** Start of Provided records **
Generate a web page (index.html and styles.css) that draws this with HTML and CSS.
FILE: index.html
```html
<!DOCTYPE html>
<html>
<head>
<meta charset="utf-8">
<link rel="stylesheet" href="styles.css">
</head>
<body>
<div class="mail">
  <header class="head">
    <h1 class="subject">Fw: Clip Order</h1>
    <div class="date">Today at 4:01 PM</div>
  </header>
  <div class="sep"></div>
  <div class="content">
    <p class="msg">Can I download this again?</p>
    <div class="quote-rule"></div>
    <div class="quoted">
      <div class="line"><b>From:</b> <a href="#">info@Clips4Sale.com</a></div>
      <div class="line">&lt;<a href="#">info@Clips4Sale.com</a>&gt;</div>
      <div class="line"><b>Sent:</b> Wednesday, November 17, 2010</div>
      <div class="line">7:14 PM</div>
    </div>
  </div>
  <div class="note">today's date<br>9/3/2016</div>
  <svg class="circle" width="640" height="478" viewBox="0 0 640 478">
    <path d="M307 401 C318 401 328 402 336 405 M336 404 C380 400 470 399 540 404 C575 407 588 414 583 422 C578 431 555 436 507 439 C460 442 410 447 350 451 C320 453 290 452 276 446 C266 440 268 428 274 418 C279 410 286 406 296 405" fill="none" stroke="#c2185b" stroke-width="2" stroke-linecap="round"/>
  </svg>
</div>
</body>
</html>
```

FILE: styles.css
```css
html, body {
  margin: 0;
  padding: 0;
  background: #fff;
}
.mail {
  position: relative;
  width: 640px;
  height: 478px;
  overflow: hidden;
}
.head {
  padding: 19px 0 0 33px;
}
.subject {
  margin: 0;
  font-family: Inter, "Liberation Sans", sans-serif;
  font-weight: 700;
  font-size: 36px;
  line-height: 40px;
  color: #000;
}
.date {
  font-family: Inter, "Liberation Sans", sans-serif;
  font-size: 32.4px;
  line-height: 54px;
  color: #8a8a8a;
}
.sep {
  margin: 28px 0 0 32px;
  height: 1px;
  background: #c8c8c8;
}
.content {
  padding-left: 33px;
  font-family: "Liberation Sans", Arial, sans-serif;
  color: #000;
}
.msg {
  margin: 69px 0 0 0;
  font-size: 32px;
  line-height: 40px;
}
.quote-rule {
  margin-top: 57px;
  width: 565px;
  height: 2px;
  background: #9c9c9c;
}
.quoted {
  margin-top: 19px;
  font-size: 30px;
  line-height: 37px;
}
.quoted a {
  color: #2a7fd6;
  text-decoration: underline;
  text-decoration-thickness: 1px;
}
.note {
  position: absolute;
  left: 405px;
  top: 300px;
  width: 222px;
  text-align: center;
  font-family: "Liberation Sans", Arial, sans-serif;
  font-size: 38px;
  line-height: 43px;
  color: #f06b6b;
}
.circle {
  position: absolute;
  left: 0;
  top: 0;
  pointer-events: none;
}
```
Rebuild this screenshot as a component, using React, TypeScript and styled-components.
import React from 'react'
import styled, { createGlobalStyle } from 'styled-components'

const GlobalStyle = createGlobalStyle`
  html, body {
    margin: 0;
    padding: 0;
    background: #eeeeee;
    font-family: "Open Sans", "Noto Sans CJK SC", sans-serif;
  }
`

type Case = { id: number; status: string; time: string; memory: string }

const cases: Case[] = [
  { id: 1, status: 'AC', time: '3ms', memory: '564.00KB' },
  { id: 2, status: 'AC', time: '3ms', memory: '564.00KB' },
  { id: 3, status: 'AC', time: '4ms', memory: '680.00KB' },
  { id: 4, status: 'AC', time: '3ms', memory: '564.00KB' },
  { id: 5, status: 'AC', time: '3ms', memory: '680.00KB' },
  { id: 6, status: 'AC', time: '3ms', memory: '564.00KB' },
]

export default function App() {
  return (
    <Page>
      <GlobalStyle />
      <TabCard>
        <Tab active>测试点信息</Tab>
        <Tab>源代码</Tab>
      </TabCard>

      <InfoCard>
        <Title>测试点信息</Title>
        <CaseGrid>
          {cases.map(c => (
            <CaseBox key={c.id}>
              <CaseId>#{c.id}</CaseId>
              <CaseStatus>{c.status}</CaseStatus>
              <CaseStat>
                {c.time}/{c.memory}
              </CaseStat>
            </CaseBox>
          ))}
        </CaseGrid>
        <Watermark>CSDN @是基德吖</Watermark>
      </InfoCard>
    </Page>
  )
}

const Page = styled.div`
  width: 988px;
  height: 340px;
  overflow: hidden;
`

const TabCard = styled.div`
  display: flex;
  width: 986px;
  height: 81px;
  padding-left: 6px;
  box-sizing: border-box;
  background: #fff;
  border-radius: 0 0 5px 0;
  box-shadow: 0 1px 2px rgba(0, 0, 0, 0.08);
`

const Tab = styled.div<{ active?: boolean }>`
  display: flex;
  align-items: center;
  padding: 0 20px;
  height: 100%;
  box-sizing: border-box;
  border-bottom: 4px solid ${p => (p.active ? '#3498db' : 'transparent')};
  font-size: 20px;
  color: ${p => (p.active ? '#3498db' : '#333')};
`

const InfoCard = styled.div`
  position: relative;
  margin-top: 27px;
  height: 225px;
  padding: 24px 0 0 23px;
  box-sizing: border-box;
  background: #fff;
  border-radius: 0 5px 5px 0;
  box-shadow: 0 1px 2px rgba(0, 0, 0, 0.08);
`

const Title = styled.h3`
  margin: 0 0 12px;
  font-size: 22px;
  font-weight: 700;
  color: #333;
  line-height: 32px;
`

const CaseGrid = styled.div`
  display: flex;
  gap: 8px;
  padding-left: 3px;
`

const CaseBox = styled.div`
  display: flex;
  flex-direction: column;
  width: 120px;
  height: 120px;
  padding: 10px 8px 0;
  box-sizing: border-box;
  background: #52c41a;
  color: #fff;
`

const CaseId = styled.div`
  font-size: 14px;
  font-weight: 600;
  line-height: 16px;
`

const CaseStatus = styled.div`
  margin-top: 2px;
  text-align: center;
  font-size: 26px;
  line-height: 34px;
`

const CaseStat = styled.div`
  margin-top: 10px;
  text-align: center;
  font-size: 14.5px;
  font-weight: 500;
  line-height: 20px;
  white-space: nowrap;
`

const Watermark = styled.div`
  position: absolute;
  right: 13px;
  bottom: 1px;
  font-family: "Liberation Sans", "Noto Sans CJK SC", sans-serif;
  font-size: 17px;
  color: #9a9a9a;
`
** End of Provided records **
Copy out every entry again, exactly as it was given.

Solution for this task:
Generate a web page (index.html and styles.css) that draws this with HTML and CSS.
FILE: index.html
```html
<!DOCTYPE html>
<html>
<head>
<meta charset="utf-8">
<link rel="stylesheet" href="styles.css">
</head>
<body>
<div class="mail">
  <header class="head">
    <h1 class="subject">Fw: Clip Order</h1>
    <div class="date">Today at 4:01 PM</div>
  </header>
  <div class="sep"></div>
  <div class="content">
    <p class="msg">Can I download this again?</p>
    <div class="quote-rule"></div>
    <div class="quoted">
      <div class="line"><b>From:</b> <a href="#">info@Clips4Sale.com</a></div>
      <div class="line">&lt;<a href="#">info@Clips4Sale.com</a>&gt;</div>
      <div class="line"><b>Sent:</b> Wednesday, November 17, 2010</div>
      <div class="line">7:14 PM</div>
    </div>
  </div>
  <div class="note">today's date<br>9/3/2016</div>
  <svg class="circle" width="640" height="478" viewBox="0 0 640 478">
    <path d="M307 401 C318 401 328 402 336 405 M336 404 C380 400 470 399 540 404 C575 407 588 414 583 422 C578 431 555 436 507 439 C460 442 410 447 350 451 C320 453 290 452 276 446 C266 440 268 428 274 418 C279 410 286 406 296 405" fill="none" stroke="#c2185b" stroke-width="2" stroke-linecap="round"/>
  </svg>
</div>
</body>
</html>
```

FILE: styles.css
```css
html, body {
  margin: 0;
  padding: 0;
  background: #fff;
}
.mail {
  position: relative;
  width: 640px;
  height: 478px;
  overflow: hidden;
}
.head {
  padding: 19px 0 0 33px;
}
.subject {
  margin: 0;
  font-family: Inter, "Liberation Sans", sans-serif;
  font-weight: 700;
  font-size: 36px;
  line-height: 40px;
  color: #000;
}
.date {
  font-family: Inter, "Liberation Sans", sans-serif;
  font-size: 32.4px;
  line-height: 54px;
  color: #8a8a8a;
}
.sep {
  margin: 28px 0 0 32px;
  height: 1px;
  background: #c8c8c8;
}
.content {
  padding-left: 33px;
  font-family: "Liberation Sans", Arial, sans-serif;
  color: #000;
}
.msg {
  margin: 69px 0 0 0;
  font-size: 32px;
  line-height: 40px;
}
.quote-rule {
  margin-top: 57px;
  width: 565px;
  height: 2px;
  background: #9c9c9c;
}
.quoted {
  margin-top: 19px;
  font-size: 30px;
  line-height: 37px;
}
.quoted a {
  color: #2a7fd6;
  text-decoration: underline;
  text-decoration-thickness: 1px;
}
.note {
  position: absolute;
  left: 405px;
  top: 300px;
  width: 222px;
  text-align: center;
  font-family: "Liberation Sans", Arial, sans-serif;
  font-size: 38px;
  line-height: 43px;
  color: #f06b6b;
}
.circle {
  position: absolute;
  left: 0;
  top: 0;
  pointer-events: none;
}
```
Rebuild this screenshot as a component, using React, TypeScript and styled-components.
import React from 'react'
import styled, { createGlobalStyle } from 'styled-components'

const GlobalStyle = createGlobalStyle`
  html, body {
    margin: 0;
    padding: 0;
    background: #eeeeee;
    font-family: "Open Sans", "Noto Sans CJK SC", sans-serif;
  }
`

type Case = { id: number; status: string; time: string; memory: string }

const cases: Case[] = [
  { id: 1, status: 'AC', time: '3ms', memory: '564.00KB' },
  { id: 2, status: 'AC', time: '3ms', memory: '564.00KB' },
  { id: 3, status: 'AC', time: '4ms', memory: '680.00KB' },
  { id: 4, status: 'AC', time: '3ms', memory: '564.00KB' },
  { id: 5, status: 'AC', time: '3ms', memory: '680.00KB' },
  { id: 6, status: 'AC', time: '3ms', memory: '564.00KB' },
]

export default function App() {
  return (
    <Page>
      <GlobalStyle />
      <TabCard>
        <Tab active>测试点信息</Tab>
        <Tab>源代码</Tab>
      </TabCard>

      <InfoCard>
        <Title>测试点信息</Title>
        <CaseGrid>
          {cases.map(c => (
            <CaseBox key={c.id}>
              <CaseId>#{c.id}</CaseId>
              <CaseStatus>{c.status}</CaseStatus>
              <CaseStat>
                {c.time}/{c.memory}
              </CaseStat>
            </CaseBox>
          ))}
        </CaseGrid>
        <Watermark>CSDN @是基德吖</Watermark>
      </InfoCard>
    </Page>
  )
}

const Page = styled.div`
  width: 988px;
  height: 340px;
  overflow: hidden;
`

const TabCard = styled.div`
  display: flex;
  width: 986px;
  height: 81px;
  padding-left: 6px;
  box-sizing: border-box;
  background: #fff;
  border-radius: 0 0 5px 0;
  box-shadow: 0 1px 2px rgba(0, 0, 0, 0.08);
`

const Tab = styled.div<{ active?: boolean }>`
  display: flex;
  align-items: center;
  padding: 0 20px;
  height: 100%;
  box-sizing: border-box;
  border-bottom: 4px solid ${p => (p.active ? '#3498db' : 'transparent')};
  font-size: 20px;
  color: ${p => (p.active ? '#3498db' : '#333')};
`

const InfoCard = styled.div`
  position: relative;
  margin-top: 27px;
  height: 225px;
  padding: 24px 0 0 23px;
  box-sizing: border-box;
  background: #fff;
  border-radius: 0 5px 5px 0;
  box-shadow: 0 1px 2px rgba(0, 0, 0, 0.08);
`

const Title = styled.h3`
  margin: 0 0 12px;
  font-size: 22px;
  font-weight: 700;
  color: #333;
  line-height: 32px;
`

const CaseGrid = styled.div`
  display: flex;
  gap: 8px;
  padding-left: 3px;
`

const CaseBox = styled.div`
  display: flex;
  flex-direction: column;
  width: 120px;
  height: 120px;
  padding: 10px 8px 0;
  box-sizing: border-box;
  background: #52c41a;
  color: #fff;
`

const CaseId = styled.div`
  font-size: 14px;
  font-weight: 600;
  line-height: 16px;
`

const CaseStatus = styled.div`
  margin-top: 2px;
  text-align: center;
  font-size: 26px;
  line-height: 34px;
`

const CaseStat = styled.div`
  margin-top: 10px;
  text-align: center;
  font-size: 14.5px;
  font-weight: 500;
  line-height: 20px;
  white-space: nowrap;
`

const Watermark = styled.div`
  position: absolute;
  right: 13px;
  bottom: 1px;
  font-family: "Liberation Sans", "Noto Sans CJK SC", sans-serif;
  font-size: 17px;
  color: #9a9a9a;
`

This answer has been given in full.